** START **
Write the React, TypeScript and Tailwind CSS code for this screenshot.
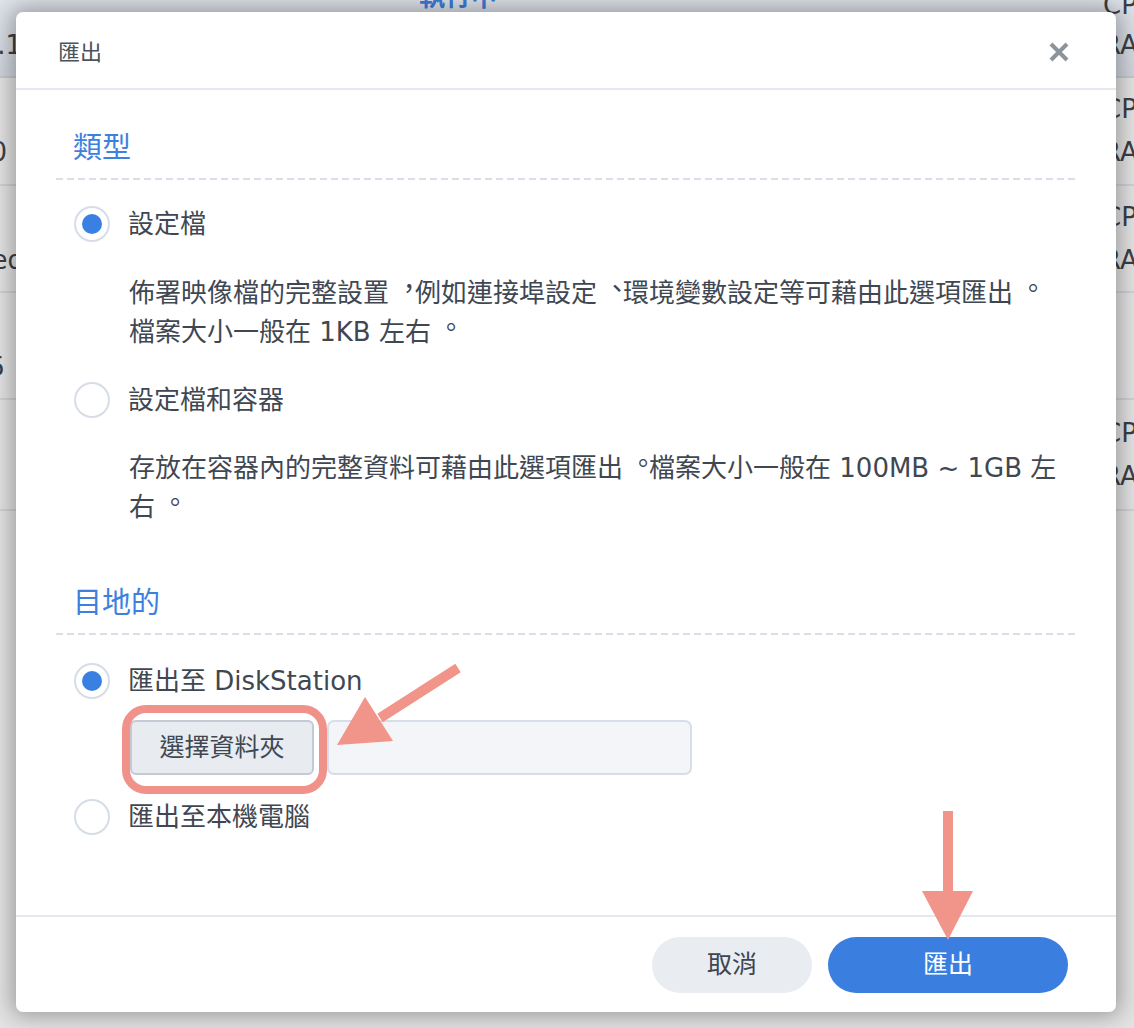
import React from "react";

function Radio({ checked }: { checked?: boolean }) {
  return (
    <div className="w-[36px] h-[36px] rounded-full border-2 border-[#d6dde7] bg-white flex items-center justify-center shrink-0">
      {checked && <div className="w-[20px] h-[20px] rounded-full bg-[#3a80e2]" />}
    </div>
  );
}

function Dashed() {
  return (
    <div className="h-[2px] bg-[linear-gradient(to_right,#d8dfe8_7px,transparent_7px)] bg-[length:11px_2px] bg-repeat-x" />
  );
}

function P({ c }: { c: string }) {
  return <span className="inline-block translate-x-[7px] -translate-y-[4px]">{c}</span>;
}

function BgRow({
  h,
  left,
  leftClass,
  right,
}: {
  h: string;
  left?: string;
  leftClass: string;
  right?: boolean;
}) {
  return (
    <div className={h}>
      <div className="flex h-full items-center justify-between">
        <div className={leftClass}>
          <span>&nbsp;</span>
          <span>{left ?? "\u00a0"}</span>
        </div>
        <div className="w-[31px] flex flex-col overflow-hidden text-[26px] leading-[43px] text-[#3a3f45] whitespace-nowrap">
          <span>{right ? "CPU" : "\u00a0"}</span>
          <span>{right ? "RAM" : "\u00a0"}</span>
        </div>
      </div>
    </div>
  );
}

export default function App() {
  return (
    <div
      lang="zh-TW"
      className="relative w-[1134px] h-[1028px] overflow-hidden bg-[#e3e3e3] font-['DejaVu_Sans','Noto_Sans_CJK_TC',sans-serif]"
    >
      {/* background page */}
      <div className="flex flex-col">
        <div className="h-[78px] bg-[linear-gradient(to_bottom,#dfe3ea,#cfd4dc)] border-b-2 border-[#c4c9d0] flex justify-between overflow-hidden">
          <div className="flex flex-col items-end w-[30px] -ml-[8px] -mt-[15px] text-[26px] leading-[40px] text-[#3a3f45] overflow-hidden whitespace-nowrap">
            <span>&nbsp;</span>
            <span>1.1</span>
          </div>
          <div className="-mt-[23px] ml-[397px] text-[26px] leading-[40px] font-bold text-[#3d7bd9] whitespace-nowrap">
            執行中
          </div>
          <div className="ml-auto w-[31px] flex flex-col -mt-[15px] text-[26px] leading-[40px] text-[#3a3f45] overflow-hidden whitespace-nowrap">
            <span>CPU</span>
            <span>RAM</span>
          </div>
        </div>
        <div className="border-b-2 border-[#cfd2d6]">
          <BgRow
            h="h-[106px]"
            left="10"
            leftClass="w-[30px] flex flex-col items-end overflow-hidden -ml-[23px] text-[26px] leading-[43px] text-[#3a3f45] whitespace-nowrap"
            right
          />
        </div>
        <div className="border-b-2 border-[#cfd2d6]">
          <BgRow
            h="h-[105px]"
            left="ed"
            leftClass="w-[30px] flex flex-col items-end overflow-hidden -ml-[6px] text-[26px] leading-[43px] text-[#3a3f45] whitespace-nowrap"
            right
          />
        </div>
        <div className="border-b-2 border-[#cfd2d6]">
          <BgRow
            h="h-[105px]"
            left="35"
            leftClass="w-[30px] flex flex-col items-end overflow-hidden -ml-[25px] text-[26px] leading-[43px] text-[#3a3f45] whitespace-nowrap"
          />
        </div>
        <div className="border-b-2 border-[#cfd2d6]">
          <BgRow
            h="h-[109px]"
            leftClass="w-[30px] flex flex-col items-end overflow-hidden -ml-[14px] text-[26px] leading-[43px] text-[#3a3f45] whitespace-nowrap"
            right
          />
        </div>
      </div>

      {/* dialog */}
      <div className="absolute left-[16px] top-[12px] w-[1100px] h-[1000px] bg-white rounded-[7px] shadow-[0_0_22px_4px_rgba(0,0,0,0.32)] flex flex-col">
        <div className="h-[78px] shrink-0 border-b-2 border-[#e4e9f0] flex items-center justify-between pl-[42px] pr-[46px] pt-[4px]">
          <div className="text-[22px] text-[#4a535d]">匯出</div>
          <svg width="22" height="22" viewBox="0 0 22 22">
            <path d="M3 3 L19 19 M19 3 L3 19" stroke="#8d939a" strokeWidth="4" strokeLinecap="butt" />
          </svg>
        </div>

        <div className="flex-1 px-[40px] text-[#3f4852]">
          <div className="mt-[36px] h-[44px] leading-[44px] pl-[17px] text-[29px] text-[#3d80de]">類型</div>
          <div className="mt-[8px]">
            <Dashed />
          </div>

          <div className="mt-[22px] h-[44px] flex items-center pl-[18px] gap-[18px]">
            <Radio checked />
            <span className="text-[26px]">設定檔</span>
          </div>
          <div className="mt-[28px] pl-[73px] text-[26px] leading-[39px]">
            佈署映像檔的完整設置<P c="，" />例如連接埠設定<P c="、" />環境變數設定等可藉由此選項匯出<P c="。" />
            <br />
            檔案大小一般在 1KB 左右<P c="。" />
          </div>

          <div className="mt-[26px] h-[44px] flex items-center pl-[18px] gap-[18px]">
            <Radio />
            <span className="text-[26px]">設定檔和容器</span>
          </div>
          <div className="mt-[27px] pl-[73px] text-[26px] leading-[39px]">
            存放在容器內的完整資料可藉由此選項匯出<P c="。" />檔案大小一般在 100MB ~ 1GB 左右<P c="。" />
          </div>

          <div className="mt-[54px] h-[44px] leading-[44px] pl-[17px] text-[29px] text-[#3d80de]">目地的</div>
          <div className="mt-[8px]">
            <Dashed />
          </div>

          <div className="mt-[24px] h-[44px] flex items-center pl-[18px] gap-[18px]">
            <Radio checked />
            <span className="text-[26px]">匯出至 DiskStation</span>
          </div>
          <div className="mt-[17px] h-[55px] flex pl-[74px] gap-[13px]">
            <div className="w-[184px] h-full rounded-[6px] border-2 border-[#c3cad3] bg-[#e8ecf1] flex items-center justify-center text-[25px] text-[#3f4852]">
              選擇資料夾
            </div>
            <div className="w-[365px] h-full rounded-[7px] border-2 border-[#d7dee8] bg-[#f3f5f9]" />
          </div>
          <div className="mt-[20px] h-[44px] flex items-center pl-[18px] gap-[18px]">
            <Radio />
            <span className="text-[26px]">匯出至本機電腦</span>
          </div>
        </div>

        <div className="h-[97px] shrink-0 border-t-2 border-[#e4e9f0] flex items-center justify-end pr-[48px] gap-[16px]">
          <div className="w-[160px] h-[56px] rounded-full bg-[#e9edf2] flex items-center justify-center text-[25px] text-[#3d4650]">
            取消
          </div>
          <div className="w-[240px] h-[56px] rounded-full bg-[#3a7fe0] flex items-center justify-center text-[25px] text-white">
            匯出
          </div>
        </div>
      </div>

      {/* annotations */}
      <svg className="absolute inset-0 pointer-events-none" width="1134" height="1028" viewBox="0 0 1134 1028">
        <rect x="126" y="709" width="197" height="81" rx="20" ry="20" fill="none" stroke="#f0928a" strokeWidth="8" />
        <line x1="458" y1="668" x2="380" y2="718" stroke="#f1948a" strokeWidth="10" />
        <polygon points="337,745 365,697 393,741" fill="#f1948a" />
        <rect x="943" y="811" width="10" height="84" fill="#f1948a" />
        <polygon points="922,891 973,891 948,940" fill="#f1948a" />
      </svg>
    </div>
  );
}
** END **
Retype the whole listing, keeping every line identical and omitting all pictures.

Write the React, TypeScript and Tailwind CSS code for this screenshot.
import React from "react";

function Radio({ checked }: { checked?: boolean }) {
  return (
    <div className="w-[36px] h-[36px] rounded-full border-2 border-[#d6dde7] bg-white flex items-center justify-center shrink-0">
      {checked && <div className="w-[20px] h-[20px] rounded-full bg-[#3a80e2]" />}
    </div>
  );
}

function Dashed() {
  return (
    <div className="h-[2px] bg-[linear-gradient(to_right,#d8dfe8_7px,transparent_7px)] bg-[length:11px_2px] bg-repeat-x" />
  );
}

function P({ c }: { c: string }) {
  return <span className="inline-block translate-x-[7px] -translate-y-[4px]">{c}</span>;
}

function BgRow({
  h,
  left,
  leftClass,
  right,
}: {
  h: string;
  left?: string;
  leftClass: string;
  right?: boolean;
}) {
  return (
    <div className={h}>
      <div className="flex h-full items-center justify-between">
        <div className={leftClass}>
          <span>&nbsp;</span>
          <span>{left ?? "\u00a0"}</span>
        </div>
        <div className="w-[31px] flex flex-col overflow-hidden text-[26px] leading-[43px] text-[#3a3f45] whitespace-nowrap">
          <span>{right ? "CPU" : "\u00a0"}</span>
          <span>{right ? "RAM" : "\u00a0"}</span>
        </div>
      </div>
    </div>
  );
}

export default function App() {
  return (
    <div
      lang="zh-TW"
      className="relative w-[1134px] h-[1028px] overflow-hidden bg-[#e3e3e3] font-['DejaVu_Sans','Noto_Sans_CJK_TC',sans-serif]"
    >
      {/* background page */}
      <div className="flex flex-col">
        <div className="h-[78px] bg-[linear-gradient(to_bottom,#dfe3ea,#cfd4dc)] border-b-2 border-[#c4c9d0] flex justify-between overflow-hidden">
          <div className="flex flex-col items-end w-[30px] -ml-[8px] -mt-[15px] text-[26px] leading-[40px] text-[#3a3f45] overflow-hidden whitespace-nowrap">
            <span>&nbsp;</span>
            <span>1.1</span>
          </div>
          <div className="-mt-[23px] ml-[397px] text-[26px] leading-[40px] font-bold text-[#3d7bd9] whitespace-nowrap">
            執行中
          </div>
          <div className="ml-auto w-[31px] flex flex-col -mt-[15px] text-[26px] leading-[40px] text-[#3a3f45] overflow-hidden whitespace-nowrap">
            <span>CPU</span>
            <span>RAM</span>
          </div>
        </div>
        <div className="border-b-2 border-[#cfd2d6]">
          <BgRow
            h="h-[106px]"
            left="10"
            leftClass="w-[30px] flex flex-col items-end overflow-hidden -ml-[23px] text-[26px] leading-[43px] text-[#3a3f45] whitespace-nowrap"
            right
          />
        </div>
        <div className="border-b-2 border-[#cfd2d6]">
          <BgRow
            h="h-[105px]"
            left="ed"
            leftClass="w-[30px] flex flex-col items-end overflow-hidden -ml-[6px] text-[26px] leading-[43px] text-[#3a3f45] whitespace-nowrap"
            right
          />
        </div>
        <div className="border-b-2 border-[#cfd2d6]">
          <BgRow
            h="h-[105px]"
            left="35"
            leftClass="w-[30px] flex flex-col items-end overflow-hidden -ml-[25px] text-[26px] leading-[43px] text-[#3a3f45] whitespace-nowrap"
          />
        </div>
        <div className="border-b-2 border-[#cfd2d6]">
          <BgRow
            h="h-[109px]"
            leftClass="w-[30px] flex flex-col items-end overflow-hidden -ml-[14px] text-[26px] leading-[43px] text-[#3a3f45] whitespace-nowrap"
            right
          />
        </div>
      </div>

      {/* dialog */}
      <div className="absolute left-[16px] top-[12px] w-[1100px] h-[1000px] bg-white rounded-[7px] shadow-[0_0_22px_4px_rgba(0,0,0,0.32)] flex flex-col">
        <div className="h-[78px] shrink-0 border-b-2 border-[#e4e9f0] flex items-center justify-between pl-[42px] pr-[46px] pt-[4px]">
          <div className="text-[22px] text-[#4a535d]">匯出</div>
          <svg width="22" height="22" viewBox="0 0 22 22">
            <path d="M3 3 L19 19 M19 3 L3 19" stroke="#8d939a" strokeWidth="4" strokeLinecap="butt" />
          </svg>
        </div>

        <div className="flex-1 px-[40px] text-[#3f4852]">
          <div className="mt-[36px] h-[44px] leading-[44px] pl-[17px] text-[29px] text-[#3d80de]">類型</div>
          <div className="mt-[8px]">
            <Dashed />
          </div>

          <div className="mt-[22px] h-[44px] flex items-center pl-[18px] gap-[18px]">
            <Radio checked />
            <span className="text-[26px]">設定檔</span>
          </div>
          <div className="mt-[28px] pl-[73px] text-[26px] leading-[39px]">
            佈署映像檔的完整設置<P c="，" />例如連接埠設定<P c="、" />環境變數設定等可藉由此選項匯出<P c="。" />
            <br />
            檔案大小一般在 1KB 左右<P c="。" />
          </div>

          <div className="mt-[26px] h-[44px] flex items-center pl-[18px] gap-[18px]">
            <Radio />
            <span className="text-[26px]">設定檔和容器</span>
          </div>
          <div className="mt-[27px] pl-[73px] text-[26px] leading-[39px]">
            存放在容器內的完整資料可藉由此選項匯出<P c="。" />檔案大小一般在 100MB ~ 1GB 左右<P c="。" />
          </div>

          <div className="mt-[54px] h-[44px] leading-[44px] pl-[17px] text-[29px] text-[#3d80de]">目地的</div>
          <div className="mt-[8px]">
            <Dashed />
          </div>

          <div className="mt-[24px] h-[44px] flex items-center pl-[18px] gap-[18px]">
            <Radio checked />
            <span className="text-[26px]">匯出至 DiskStation</span>
          </div>
          <div className="mt-[17px] h-[55px] flex pl-[74px] gap-[13px]">
            <div className="w-[184px] h-full rounded-[6px] border-2 border-[#c3cad3] bg-[#e8ecf1] flex items-center justify-center text-[25px] text-[#3f4852]">
              選擇資料夾
            </div>
            <div className="w-[365px] h-full rounded-[7px] border-2 border-[#d7dee8] bg-[#f3f5f9]" />
          </div>
          <div className="mt-[20px] h-[44px] flex items-center pl-[18px] gap-[18px]">
            <Radio />
            <span className="text-[26px]">匯出至本機電腦</span>
          </div>
        </div>

        <div className="h-[97px] shrink-0 border-t-2 border-[#e4e9f0] flex items-center justify-end pr-[48px] gap-[16px]">
          <div className="w-[160px] h-[56px] rounded-full bg-[#e9edf2] flex items-center justify-center text-[25px] text-[#3d4650]">
            取消
          </div>
          <div className="w-[240px] h-[56px] rounded-full bg-[#3a7fe0] flex items-center justify-center text-[25px] text-white">
            匯出
          </div>
        </div>
      </div>

      {/* annotations */}
      <svg className="absolute inset-0 pointer-events-none" width="1134" height="1028" viewBox="0 0 1134 1028">
        <rect x="126" y="709" width="197" height="81" rx="20" ry="20" fill="none" stroke="#f0928a" strokeWidth="8" />
        <line x1="458" y1="668" x2="380" y2="718" stroke="#f1948a" strokeWidth="10" />
        <polygon points="337,745 365,697 393,741" fill="#f1948a" />
        <rect x="943" y="811" width="10" height="84" fill="#f1948a" />
        <polygon points="922,891 973,891 948,940" fill="#f1948a" />
      </svg>
    </div>
  );
}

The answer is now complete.